Problem to solve >> Copy every line of the data in which the word "components" occurs.

Dataset >>
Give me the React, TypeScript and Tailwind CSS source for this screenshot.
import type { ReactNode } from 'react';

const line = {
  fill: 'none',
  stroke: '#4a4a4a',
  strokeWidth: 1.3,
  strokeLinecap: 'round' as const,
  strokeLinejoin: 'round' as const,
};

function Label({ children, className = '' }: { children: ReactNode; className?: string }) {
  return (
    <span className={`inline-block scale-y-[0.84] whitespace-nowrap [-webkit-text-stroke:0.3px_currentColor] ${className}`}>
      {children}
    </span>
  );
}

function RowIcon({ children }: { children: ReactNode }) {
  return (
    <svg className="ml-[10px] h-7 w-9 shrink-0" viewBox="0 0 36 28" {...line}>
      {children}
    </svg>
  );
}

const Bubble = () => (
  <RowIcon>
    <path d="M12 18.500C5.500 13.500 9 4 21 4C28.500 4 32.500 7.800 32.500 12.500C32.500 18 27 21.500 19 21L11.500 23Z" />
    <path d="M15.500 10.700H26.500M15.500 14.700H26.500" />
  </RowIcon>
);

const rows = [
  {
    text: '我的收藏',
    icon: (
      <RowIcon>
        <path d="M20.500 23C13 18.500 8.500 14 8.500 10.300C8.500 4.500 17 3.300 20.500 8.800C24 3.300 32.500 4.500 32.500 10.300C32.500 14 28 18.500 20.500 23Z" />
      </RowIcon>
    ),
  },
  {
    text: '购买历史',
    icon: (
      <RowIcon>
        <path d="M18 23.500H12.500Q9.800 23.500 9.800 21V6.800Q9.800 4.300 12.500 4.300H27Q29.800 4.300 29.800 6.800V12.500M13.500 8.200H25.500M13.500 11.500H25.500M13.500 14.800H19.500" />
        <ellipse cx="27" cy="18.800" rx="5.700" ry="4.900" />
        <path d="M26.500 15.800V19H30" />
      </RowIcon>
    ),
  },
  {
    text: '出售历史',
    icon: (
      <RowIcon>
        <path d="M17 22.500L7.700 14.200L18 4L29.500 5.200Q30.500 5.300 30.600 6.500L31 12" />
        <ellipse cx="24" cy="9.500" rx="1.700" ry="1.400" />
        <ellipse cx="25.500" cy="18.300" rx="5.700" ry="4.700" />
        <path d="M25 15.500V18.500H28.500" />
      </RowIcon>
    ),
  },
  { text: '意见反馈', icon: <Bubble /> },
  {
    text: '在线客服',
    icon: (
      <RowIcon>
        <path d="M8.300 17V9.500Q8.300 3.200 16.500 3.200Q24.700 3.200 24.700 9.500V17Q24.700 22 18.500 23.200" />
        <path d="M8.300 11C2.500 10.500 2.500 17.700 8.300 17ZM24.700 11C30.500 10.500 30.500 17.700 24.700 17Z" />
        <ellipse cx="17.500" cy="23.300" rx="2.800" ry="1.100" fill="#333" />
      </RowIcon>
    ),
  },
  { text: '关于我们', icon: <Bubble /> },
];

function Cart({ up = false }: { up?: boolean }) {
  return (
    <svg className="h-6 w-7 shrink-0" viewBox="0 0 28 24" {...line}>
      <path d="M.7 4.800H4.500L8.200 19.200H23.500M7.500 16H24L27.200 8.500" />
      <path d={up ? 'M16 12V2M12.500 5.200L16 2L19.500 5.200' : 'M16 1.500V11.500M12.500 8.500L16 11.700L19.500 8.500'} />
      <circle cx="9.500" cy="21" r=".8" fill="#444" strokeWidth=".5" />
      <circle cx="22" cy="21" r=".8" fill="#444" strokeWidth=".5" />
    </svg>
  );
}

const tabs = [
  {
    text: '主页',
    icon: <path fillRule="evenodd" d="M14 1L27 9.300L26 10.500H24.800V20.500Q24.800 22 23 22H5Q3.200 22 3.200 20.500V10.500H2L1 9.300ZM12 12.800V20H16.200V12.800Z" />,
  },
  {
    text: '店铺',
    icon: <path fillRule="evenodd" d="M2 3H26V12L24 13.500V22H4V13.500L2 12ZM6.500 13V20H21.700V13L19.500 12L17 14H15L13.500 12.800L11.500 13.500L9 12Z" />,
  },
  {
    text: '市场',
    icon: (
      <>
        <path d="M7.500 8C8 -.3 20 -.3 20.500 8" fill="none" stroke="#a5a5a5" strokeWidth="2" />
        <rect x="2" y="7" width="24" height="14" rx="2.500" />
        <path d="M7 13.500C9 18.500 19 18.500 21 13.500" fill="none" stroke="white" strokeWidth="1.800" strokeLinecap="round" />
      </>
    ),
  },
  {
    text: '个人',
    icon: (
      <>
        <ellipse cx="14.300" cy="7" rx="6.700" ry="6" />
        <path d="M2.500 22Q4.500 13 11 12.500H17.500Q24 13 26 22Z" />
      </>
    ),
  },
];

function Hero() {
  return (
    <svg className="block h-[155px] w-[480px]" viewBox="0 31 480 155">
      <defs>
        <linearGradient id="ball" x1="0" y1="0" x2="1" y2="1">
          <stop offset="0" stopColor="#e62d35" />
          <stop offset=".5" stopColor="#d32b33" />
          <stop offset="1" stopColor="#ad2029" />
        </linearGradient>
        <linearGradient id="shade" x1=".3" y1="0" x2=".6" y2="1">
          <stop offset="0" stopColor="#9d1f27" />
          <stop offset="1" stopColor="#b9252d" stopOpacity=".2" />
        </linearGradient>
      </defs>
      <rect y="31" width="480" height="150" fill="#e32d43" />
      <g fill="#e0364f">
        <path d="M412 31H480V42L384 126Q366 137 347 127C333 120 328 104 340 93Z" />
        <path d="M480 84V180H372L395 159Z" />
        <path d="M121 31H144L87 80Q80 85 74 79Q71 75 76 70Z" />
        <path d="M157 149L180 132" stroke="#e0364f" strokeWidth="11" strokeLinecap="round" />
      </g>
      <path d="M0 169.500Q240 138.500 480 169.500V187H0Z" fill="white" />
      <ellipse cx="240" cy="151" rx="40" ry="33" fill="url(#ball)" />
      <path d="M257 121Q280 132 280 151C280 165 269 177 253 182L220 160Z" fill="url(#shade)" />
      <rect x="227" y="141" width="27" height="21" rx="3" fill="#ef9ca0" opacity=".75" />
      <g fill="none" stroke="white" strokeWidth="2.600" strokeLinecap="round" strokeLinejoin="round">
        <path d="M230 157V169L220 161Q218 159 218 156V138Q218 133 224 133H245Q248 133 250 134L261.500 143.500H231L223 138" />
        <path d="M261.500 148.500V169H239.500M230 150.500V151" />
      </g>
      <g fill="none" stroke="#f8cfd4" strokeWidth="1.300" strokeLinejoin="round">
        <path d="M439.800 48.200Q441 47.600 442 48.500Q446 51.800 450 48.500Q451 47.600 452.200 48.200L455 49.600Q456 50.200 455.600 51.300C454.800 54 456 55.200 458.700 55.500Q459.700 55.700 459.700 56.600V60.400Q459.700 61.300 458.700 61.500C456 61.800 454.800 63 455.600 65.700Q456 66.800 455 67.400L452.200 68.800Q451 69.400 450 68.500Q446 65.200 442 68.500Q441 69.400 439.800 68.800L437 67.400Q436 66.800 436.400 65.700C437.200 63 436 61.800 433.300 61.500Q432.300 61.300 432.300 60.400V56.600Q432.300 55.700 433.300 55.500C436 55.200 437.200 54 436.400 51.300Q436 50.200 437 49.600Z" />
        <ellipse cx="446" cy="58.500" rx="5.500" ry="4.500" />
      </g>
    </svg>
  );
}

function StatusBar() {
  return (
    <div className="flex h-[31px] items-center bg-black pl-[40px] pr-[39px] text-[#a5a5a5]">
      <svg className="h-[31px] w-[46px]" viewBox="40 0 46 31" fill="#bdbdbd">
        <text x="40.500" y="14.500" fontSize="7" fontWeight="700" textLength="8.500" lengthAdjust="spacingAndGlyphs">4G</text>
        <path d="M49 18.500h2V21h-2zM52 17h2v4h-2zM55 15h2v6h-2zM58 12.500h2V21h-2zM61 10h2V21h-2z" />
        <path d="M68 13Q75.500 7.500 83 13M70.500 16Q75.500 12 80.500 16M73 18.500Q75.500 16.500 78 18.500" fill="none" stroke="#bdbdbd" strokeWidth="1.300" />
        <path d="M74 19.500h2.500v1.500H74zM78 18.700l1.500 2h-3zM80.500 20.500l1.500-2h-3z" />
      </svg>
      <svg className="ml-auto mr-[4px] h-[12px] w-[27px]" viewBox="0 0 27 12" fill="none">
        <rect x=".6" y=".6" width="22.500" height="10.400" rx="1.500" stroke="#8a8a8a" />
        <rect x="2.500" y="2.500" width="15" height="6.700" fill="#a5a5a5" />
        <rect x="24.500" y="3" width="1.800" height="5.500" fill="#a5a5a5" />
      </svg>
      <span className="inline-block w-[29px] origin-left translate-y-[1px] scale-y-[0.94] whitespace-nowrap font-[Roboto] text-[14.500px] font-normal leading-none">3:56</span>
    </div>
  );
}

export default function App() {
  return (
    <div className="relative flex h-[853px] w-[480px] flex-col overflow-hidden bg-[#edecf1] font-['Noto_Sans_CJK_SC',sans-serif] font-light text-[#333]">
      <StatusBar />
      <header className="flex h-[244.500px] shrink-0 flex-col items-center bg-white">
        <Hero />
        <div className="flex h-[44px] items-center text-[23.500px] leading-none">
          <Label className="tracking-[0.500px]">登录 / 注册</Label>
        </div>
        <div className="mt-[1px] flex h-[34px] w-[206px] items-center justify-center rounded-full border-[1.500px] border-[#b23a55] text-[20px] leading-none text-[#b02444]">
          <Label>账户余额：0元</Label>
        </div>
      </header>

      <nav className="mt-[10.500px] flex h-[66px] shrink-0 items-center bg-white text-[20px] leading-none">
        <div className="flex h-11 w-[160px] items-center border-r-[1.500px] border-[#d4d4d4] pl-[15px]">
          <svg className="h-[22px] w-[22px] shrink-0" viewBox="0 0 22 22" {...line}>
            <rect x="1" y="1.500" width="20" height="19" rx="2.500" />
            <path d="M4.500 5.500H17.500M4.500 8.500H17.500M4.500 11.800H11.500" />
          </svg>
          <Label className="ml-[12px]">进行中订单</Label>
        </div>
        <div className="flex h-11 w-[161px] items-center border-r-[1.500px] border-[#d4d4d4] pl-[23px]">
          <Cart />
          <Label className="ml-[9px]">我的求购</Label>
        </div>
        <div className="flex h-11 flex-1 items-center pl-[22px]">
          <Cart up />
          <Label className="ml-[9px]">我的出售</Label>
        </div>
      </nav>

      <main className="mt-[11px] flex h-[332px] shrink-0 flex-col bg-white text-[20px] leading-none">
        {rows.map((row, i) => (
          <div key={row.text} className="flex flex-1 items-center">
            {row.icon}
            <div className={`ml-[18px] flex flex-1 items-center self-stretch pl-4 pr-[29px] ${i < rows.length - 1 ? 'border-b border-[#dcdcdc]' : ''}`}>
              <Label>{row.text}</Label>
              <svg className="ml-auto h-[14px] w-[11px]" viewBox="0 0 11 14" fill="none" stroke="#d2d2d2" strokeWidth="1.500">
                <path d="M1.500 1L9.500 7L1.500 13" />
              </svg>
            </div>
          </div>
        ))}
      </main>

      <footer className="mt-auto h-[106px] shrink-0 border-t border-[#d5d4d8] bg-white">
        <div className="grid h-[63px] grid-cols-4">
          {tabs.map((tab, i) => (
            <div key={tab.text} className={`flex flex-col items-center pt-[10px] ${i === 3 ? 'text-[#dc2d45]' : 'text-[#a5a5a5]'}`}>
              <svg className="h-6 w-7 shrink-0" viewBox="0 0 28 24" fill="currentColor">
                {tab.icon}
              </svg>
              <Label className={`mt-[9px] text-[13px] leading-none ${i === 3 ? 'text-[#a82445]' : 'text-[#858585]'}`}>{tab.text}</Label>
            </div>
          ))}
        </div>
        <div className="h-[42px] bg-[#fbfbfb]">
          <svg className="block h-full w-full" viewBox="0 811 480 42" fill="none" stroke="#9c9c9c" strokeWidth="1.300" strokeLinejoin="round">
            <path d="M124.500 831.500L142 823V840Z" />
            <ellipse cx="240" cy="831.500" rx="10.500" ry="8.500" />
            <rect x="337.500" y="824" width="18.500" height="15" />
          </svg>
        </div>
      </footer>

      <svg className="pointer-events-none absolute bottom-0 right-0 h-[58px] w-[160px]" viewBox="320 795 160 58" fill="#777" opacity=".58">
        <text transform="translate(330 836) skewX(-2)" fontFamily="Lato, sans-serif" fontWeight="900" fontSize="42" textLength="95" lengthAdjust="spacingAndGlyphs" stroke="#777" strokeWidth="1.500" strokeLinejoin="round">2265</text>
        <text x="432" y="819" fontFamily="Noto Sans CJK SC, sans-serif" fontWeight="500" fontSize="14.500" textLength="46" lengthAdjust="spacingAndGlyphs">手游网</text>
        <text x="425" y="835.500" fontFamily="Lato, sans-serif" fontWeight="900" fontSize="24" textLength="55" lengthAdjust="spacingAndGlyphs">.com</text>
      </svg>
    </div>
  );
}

--

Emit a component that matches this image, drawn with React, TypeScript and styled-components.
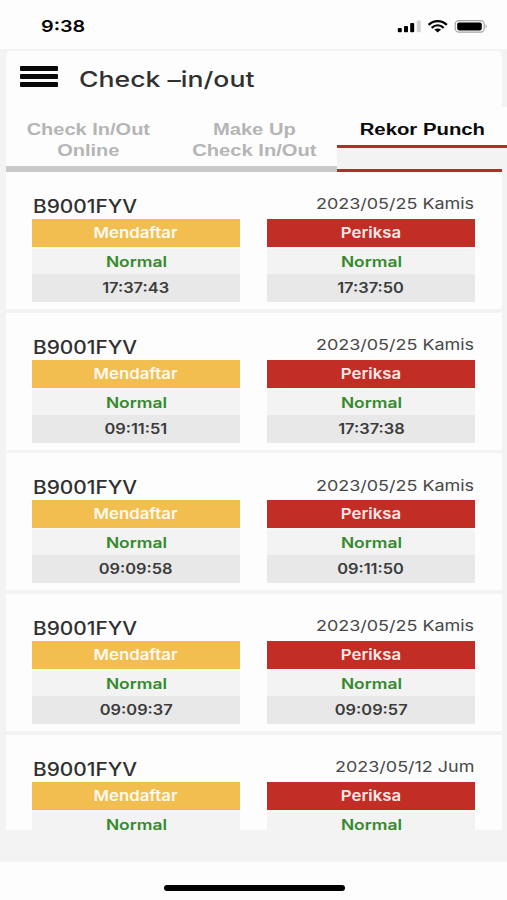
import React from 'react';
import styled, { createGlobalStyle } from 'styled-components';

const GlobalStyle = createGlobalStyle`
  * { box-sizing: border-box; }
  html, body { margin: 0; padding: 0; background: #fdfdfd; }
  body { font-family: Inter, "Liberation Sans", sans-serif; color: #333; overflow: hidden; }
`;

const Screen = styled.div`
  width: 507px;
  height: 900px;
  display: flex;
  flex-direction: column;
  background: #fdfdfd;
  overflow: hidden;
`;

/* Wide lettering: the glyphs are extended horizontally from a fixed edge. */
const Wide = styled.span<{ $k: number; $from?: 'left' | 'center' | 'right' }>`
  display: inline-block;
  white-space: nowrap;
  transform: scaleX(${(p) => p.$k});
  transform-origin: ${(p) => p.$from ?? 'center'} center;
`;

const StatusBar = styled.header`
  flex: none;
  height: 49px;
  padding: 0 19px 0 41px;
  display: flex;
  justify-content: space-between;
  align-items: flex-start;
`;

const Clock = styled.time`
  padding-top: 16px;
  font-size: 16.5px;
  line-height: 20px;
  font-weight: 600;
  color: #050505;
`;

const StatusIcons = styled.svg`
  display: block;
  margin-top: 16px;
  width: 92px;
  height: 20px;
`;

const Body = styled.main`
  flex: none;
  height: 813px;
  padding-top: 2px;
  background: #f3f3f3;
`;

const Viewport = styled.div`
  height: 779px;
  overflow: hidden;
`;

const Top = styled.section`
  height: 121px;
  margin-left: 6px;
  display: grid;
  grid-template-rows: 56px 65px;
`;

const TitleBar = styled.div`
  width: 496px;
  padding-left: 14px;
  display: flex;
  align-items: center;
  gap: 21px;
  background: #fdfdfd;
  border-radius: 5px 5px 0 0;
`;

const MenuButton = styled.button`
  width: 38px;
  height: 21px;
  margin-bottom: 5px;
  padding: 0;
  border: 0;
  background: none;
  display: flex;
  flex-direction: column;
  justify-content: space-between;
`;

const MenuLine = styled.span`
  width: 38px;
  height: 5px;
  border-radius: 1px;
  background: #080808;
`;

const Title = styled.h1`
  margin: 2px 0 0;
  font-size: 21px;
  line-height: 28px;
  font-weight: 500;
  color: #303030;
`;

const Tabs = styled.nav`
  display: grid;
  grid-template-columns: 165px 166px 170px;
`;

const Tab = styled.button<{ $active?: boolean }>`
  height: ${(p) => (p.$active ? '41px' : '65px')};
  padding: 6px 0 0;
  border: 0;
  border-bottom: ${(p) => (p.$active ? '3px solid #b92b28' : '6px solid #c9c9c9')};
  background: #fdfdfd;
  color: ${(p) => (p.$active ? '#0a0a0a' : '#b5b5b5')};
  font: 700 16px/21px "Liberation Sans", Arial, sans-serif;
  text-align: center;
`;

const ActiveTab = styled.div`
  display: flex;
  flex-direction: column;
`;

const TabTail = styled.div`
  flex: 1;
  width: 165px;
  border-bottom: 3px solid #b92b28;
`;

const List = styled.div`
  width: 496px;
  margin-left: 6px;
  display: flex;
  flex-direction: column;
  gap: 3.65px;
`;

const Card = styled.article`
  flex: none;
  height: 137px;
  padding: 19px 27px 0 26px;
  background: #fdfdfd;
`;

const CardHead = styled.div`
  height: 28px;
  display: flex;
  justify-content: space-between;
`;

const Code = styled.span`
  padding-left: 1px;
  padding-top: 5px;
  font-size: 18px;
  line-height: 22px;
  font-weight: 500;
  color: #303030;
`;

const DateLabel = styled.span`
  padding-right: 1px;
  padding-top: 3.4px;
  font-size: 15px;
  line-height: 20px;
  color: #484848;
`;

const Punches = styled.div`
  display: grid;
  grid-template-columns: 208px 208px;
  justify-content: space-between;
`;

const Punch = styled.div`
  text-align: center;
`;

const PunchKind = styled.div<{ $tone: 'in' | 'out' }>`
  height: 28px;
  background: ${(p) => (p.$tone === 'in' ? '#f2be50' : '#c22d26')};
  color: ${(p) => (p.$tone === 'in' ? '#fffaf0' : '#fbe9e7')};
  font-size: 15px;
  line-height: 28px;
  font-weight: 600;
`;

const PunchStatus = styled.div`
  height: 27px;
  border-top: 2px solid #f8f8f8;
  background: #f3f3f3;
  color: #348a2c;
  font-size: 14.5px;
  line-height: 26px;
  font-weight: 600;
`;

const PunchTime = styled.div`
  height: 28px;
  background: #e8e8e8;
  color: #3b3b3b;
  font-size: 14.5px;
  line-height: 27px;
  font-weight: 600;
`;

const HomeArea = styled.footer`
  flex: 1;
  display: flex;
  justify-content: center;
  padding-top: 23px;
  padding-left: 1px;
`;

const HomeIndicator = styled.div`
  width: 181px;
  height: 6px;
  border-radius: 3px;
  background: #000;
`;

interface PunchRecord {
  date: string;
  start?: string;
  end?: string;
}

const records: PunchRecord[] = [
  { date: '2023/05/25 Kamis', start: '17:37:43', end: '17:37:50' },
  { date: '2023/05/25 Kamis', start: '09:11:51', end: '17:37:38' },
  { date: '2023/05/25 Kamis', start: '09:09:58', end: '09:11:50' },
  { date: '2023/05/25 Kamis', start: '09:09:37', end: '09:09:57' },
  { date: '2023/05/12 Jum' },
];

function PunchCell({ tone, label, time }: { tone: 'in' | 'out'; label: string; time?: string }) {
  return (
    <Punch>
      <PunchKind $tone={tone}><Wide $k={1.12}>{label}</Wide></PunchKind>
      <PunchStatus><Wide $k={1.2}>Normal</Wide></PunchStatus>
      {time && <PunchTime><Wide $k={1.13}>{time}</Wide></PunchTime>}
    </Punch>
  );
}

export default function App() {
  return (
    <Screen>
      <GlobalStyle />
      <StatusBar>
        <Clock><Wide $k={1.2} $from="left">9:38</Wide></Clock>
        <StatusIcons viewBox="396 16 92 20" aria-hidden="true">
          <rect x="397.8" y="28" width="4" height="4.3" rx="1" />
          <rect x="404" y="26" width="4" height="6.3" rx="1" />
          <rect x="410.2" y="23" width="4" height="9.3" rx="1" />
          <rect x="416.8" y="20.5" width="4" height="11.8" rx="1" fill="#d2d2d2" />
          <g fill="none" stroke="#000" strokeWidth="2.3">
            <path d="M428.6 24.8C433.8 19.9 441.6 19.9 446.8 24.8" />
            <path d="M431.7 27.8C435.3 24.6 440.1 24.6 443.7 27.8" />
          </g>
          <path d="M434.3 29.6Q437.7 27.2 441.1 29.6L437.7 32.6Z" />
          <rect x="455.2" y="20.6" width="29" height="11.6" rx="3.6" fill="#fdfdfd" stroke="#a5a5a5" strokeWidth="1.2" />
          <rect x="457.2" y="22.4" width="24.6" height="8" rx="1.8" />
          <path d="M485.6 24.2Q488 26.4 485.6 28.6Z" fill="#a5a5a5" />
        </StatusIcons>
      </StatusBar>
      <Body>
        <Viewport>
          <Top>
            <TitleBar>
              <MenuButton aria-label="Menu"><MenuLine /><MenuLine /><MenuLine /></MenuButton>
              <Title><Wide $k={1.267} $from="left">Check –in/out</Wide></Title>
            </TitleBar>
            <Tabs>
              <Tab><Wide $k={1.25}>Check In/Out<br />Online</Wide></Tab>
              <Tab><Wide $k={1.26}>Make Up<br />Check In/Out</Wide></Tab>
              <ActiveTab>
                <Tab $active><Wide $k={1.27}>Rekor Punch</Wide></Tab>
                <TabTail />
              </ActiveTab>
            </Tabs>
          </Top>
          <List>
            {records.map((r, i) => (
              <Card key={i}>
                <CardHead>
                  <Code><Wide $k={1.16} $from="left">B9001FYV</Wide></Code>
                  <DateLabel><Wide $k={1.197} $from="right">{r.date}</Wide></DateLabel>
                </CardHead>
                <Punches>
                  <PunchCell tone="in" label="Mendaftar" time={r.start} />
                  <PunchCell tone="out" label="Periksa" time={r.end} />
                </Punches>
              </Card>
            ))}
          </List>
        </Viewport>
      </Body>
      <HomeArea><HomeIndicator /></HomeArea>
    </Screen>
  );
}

Solution to the problem >>
Emit a component that matches this image, drawn with React, TypeScript and styled-components.
import styled, { createGlobalStyle } from 'styled-components';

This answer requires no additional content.